** Problem **
Track down the lines that contain "image" and copy them.
[start]
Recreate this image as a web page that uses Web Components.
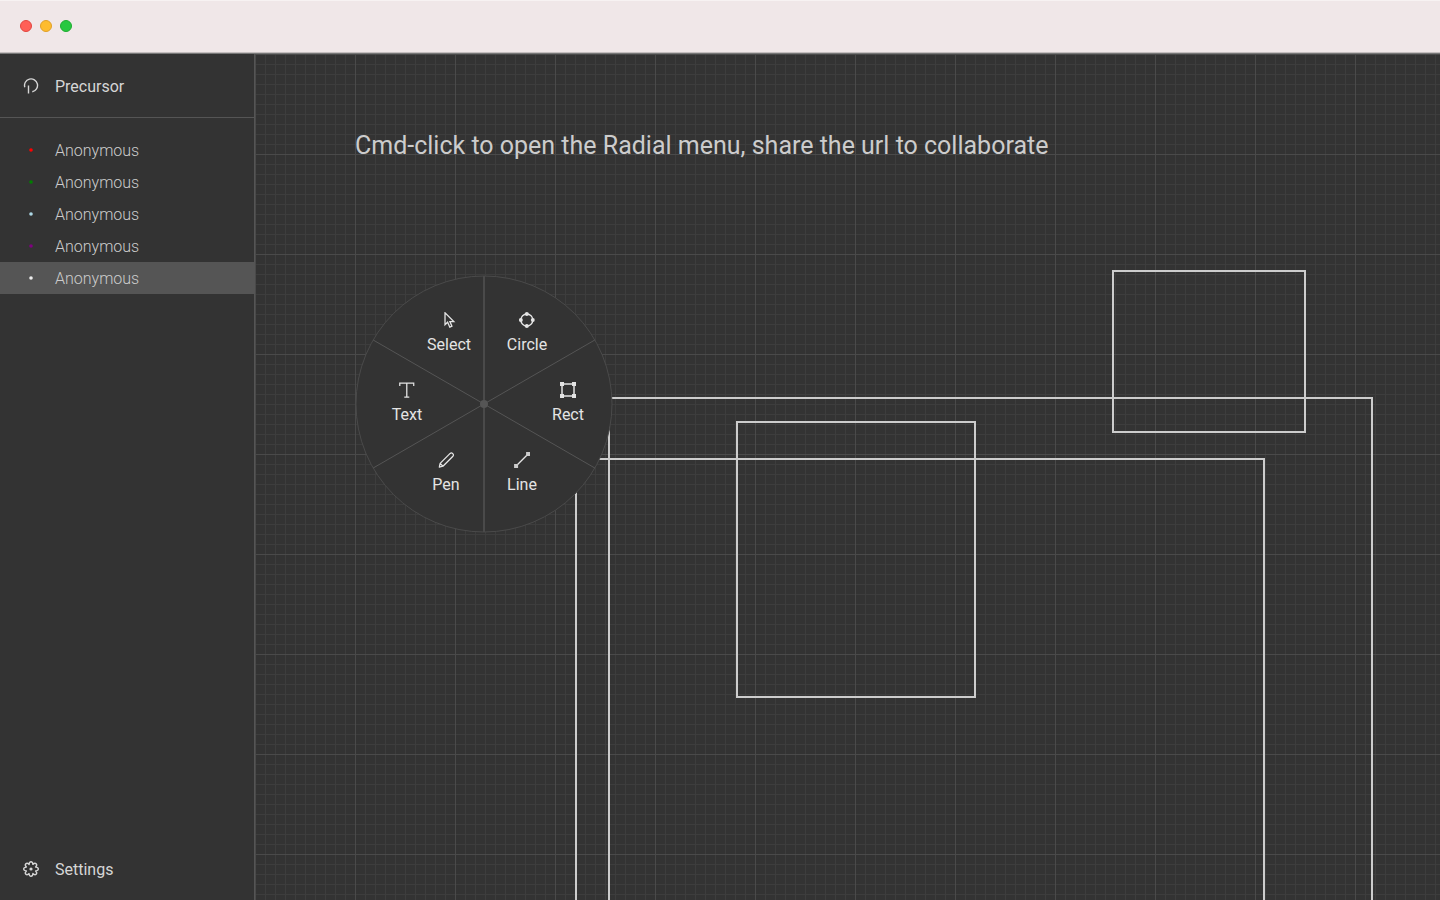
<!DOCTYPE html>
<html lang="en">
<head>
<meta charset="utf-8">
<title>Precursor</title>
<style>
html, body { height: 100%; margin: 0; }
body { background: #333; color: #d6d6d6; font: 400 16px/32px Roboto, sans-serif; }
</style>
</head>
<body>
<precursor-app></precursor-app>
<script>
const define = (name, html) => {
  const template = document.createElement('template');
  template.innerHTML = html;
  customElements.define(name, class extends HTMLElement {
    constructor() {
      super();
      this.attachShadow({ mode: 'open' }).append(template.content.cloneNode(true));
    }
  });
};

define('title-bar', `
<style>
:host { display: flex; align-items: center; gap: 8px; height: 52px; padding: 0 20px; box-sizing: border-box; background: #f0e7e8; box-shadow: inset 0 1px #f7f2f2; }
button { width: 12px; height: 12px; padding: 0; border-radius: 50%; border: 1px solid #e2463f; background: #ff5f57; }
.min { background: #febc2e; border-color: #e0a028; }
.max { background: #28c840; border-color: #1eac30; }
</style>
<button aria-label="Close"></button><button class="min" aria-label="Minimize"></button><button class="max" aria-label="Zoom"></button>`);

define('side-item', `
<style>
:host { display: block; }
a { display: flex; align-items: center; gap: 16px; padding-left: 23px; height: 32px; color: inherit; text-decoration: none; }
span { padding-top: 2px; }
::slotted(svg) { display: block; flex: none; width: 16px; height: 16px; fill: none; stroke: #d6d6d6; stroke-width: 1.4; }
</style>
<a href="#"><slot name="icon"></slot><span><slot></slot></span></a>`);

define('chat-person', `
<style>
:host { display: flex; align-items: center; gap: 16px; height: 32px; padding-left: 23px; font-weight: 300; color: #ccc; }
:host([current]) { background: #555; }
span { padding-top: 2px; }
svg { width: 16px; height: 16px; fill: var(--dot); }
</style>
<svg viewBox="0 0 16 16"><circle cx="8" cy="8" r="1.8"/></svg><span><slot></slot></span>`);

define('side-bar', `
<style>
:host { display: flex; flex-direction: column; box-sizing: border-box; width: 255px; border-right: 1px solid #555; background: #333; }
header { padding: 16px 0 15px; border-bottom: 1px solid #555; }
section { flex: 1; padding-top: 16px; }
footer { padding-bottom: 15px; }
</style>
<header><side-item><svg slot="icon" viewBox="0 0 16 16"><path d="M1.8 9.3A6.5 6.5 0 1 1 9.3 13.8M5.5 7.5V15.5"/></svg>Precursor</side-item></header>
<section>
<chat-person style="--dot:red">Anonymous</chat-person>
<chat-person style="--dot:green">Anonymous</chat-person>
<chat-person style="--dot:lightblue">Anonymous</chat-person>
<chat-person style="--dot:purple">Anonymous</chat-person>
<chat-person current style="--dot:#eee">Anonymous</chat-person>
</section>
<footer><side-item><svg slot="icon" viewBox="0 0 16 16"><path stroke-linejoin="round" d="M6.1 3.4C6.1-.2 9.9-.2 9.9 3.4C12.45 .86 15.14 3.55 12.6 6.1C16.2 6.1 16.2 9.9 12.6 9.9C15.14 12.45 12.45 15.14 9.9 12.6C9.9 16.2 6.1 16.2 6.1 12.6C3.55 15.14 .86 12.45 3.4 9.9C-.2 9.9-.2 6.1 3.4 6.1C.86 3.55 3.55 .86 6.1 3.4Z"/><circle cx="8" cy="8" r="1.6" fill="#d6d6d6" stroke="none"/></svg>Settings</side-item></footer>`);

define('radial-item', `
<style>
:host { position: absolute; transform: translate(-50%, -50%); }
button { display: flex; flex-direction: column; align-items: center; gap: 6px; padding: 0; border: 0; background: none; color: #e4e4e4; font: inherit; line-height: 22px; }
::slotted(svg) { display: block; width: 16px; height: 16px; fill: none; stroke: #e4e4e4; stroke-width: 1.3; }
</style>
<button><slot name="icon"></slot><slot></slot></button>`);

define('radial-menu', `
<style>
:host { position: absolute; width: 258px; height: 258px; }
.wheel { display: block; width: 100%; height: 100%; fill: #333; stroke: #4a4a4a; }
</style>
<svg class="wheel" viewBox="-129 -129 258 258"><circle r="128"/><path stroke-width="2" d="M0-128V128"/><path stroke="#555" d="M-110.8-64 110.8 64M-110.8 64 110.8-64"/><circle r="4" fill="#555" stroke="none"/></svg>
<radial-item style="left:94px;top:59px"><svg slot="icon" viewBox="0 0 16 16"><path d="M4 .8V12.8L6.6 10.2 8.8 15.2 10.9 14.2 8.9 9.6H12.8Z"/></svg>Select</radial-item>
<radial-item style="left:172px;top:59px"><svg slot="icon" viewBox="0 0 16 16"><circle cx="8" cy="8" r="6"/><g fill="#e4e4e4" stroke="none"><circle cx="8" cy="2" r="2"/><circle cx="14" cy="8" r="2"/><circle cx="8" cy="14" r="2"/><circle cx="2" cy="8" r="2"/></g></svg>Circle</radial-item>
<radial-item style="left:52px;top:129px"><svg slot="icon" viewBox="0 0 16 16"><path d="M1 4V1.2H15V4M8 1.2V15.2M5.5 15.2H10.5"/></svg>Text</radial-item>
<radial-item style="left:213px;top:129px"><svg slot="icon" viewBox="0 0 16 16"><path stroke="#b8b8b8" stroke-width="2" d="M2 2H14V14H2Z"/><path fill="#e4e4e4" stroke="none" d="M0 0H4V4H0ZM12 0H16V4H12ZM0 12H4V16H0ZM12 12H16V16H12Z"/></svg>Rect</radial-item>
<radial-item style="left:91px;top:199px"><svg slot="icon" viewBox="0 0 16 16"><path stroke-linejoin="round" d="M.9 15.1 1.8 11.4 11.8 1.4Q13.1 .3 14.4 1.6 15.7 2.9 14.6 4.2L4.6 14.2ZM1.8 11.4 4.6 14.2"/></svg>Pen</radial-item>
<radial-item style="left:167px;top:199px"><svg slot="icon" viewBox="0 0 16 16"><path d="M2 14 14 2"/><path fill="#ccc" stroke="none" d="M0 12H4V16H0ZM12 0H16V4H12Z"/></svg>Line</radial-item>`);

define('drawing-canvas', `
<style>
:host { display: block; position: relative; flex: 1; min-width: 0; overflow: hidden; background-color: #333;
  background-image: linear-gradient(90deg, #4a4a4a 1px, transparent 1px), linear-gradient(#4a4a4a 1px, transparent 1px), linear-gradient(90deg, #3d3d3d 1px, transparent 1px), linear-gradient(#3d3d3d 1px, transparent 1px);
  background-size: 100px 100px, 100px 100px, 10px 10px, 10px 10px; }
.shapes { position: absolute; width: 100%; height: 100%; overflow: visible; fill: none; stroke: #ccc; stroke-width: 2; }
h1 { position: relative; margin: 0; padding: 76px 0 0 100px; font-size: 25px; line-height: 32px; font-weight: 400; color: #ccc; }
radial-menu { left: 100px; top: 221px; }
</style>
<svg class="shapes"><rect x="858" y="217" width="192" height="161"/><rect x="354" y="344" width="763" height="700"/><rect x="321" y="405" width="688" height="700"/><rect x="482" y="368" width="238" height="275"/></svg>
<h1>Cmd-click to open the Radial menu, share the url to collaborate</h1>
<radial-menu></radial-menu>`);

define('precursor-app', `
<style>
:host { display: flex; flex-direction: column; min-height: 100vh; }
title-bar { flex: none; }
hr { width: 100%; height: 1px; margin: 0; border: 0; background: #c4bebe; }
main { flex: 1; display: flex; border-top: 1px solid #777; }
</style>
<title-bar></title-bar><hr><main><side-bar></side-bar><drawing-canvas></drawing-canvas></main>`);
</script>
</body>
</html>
[end]
[start]
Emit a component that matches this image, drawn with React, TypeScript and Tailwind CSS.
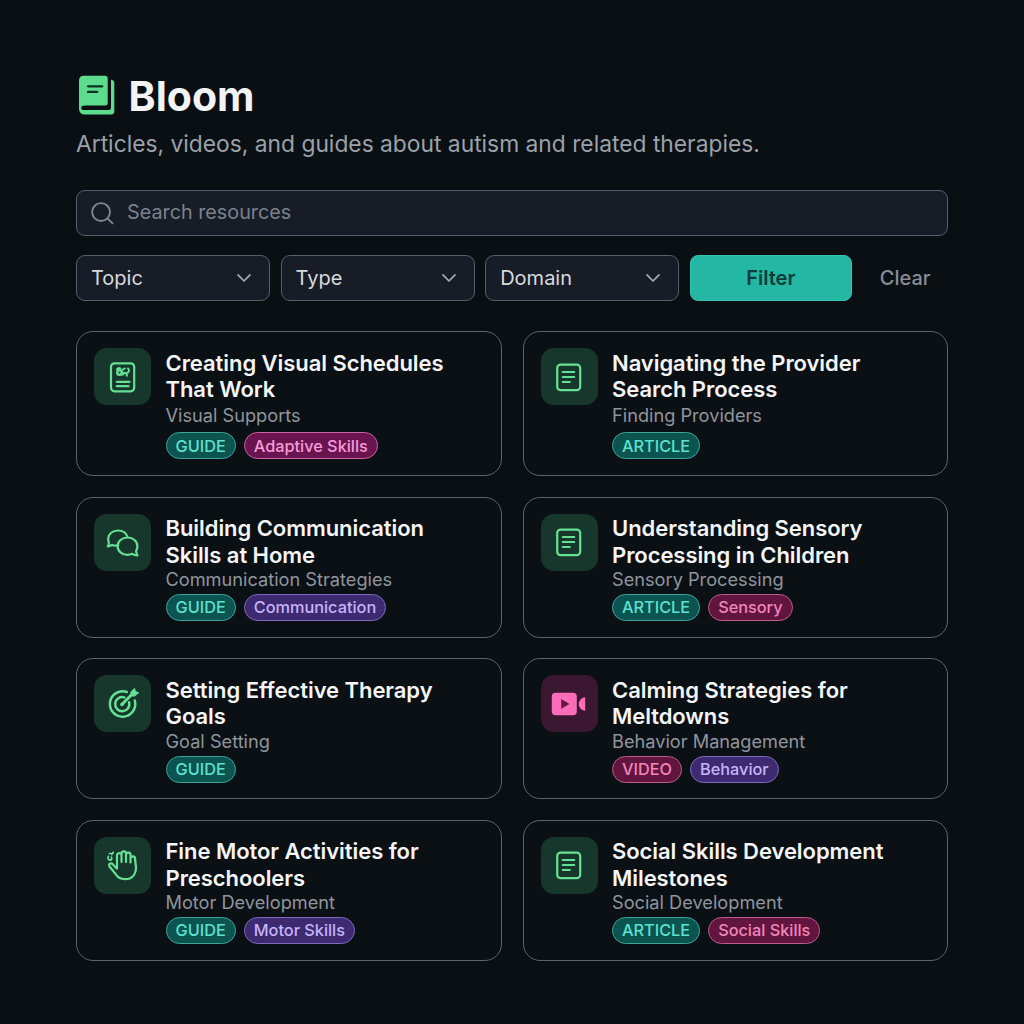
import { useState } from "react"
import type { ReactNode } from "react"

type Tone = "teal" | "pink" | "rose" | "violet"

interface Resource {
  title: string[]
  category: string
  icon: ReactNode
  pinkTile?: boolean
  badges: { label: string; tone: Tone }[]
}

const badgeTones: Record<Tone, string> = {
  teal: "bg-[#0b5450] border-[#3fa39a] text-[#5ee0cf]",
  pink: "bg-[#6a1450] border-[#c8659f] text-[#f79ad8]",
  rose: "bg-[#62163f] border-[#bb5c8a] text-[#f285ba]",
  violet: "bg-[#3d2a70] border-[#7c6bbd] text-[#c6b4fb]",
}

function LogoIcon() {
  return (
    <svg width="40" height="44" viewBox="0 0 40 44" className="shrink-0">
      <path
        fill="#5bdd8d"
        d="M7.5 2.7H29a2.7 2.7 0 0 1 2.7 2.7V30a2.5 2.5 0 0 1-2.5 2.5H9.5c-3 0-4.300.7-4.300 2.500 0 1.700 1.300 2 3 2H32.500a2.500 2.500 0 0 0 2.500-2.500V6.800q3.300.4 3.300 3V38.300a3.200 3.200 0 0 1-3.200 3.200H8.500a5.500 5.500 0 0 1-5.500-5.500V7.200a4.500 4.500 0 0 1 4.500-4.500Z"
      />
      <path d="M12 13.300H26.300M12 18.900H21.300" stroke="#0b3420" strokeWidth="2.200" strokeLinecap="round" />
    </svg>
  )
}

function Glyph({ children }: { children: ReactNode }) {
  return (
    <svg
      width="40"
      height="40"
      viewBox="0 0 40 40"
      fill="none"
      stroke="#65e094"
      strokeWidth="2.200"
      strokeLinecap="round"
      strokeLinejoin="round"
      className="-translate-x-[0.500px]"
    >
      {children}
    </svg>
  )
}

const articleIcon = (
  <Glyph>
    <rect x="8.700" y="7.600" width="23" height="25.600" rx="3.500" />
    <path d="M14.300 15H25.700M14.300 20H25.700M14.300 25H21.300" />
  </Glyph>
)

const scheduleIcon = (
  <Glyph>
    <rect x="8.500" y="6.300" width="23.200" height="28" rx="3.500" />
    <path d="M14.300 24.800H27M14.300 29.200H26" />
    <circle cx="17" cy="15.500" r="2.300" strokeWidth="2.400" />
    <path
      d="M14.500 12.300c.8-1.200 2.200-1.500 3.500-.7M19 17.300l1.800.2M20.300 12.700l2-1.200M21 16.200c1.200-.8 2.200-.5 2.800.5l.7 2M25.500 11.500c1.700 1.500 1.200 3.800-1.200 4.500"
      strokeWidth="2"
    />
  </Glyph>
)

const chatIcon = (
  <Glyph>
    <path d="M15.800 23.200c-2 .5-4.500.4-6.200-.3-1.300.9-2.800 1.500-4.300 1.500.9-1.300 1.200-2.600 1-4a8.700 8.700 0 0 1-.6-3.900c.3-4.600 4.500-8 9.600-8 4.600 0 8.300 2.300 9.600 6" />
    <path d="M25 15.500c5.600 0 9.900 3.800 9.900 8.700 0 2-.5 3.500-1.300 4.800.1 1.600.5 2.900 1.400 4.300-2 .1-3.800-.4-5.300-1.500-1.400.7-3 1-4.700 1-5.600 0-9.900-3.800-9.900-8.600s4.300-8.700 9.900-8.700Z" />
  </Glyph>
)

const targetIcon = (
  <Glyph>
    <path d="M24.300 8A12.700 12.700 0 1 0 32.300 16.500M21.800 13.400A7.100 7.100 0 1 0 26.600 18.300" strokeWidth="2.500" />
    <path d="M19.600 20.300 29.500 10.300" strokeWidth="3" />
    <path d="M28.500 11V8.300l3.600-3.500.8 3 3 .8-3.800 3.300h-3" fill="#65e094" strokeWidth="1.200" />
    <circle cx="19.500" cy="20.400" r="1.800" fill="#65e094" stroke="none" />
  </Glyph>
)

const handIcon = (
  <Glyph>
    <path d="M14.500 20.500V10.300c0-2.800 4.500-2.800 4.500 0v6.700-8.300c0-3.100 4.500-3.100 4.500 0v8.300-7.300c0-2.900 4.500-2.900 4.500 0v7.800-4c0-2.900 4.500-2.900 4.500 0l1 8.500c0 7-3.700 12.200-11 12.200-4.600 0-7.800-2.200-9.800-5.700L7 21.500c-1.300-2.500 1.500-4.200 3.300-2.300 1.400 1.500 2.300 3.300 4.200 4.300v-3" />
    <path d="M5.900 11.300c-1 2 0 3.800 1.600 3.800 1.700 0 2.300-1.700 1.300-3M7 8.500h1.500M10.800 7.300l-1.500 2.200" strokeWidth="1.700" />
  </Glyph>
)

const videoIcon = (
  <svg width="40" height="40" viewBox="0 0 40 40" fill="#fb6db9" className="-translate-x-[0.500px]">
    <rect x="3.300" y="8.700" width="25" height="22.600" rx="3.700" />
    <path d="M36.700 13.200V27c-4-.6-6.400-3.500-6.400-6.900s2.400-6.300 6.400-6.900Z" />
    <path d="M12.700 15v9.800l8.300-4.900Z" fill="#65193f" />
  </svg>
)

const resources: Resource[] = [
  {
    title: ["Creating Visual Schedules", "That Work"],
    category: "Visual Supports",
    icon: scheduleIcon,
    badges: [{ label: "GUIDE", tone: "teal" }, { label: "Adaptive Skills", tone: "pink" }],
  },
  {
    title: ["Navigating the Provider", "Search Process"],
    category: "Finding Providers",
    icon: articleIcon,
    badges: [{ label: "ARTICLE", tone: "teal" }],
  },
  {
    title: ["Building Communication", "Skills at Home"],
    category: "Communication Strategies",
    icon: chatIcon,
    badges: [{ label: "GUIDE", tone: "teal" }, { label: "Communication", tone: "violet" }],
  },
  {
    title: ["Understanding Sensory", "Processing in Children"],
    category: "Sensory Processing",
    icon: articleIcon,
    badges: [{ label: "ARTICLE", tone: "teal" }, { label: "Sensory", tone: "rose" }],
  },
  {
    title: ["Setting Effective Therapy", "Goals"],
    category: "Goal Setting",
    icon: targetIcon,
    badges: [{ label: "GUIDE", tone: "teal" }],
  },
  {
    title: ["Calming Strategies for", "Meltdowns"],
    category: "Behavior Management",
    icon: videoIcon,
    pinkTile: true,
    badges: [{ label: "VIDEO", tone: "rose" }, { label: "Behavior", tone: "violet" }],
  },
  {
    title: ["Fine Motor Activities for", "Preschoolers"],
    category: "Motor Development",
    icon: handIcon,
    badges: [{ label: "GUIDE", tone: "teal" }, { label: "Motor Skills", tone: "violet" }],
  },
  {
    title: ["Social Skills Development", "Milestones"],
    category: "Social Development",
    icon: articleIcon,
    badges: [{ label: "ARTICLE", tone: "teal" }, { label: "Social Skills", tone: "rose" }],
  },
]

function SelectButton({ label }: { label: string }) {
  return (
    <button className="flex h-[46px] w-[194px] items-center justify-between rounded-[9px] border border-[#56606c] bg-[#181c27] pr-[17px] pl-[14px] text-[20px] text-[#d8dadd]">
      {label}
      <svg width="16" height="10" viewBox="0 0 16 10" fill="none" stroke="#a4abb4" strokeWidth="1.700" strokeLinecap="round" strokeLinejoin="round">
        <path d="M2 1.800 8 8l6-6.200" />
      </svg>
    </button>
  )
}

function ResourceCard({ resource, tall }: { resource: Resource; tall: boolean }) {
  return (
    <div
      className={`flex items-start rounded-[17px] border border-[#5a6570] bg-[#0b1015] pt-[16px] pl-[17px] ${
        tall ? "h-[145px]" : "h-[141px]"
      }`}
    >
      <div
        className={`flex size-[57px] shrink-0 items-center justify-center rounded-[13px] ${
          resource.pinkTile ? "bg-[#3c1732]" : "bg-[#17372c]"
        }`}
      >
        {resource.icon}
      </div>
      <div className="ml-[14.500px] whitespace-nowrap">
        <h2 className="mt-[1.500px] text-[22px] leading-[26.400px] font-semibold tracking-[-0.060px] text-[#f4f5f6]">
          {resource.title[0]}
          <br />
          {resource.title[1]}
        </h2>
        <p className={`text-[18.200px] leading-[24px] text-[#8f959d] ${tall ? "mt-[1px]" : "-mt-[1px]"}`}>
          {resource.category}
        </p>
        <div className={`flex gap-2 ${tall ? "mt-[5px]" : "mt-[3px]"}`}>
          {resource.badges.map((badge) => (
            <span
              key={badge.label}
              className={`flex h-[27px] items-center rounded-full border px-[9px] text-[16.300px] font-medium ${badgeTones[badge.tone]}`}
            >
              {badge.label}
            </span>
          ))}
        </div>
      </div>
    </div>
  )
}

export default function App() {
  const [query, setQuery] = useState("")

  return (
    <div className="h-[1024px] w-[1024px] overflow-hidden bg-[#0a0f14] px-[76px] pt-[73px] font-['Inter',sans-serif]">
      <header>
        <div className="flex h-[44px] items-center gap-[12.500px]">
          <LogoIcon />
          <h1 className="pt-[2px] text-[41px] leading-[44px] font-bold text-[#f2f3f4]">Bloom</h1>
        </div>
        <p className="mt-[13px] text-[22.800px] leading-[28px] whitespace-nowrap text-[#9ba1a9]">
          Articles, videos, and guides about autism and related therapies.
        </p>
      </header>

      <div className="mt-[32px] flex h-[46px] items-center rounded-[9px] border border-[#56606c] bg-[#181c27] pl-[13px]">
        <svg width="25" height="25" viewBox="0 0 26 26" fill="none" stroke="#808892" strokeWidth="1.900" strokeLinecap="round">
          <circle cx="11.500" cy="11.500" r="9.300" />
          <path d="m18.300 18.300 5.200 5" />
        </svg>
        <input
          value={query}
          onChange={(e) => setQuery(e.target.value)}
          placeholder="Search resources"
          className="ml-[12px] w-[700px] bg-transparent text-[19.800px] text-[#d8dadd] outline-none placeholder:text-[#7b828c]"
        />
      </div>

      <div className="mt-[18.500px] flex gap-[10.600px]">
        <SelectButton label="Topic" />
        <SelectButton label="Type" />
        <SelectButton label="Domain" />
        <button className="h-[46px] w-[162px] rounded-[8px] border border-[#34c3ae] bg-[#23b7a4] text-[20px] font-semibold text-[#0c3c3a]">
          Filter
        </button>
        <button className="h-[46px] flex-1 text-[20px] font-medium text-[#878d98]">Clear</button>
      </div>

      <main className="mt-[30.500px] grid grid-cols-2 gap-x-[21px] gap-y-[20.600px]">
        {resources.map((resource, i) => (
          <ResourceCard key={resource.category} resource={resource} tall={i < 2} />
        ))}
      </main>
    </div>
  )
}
[end]
** Expected answer **
Recreate this image as a web page that uses Web Components.
  background-image: linear-gradient(90deg, #4a4a4a 1px, transparent 1px), linear-gradient(#4a4a4a 1px, transparent 1px), linear-gradient(90deg, #3d3d3d 1px, transparent 1px), linear-gradient(#3d3d3d 1px, transparent 1px);
Emit a component that matches this image, drawn with React, TypeScript and Tailwind CSS.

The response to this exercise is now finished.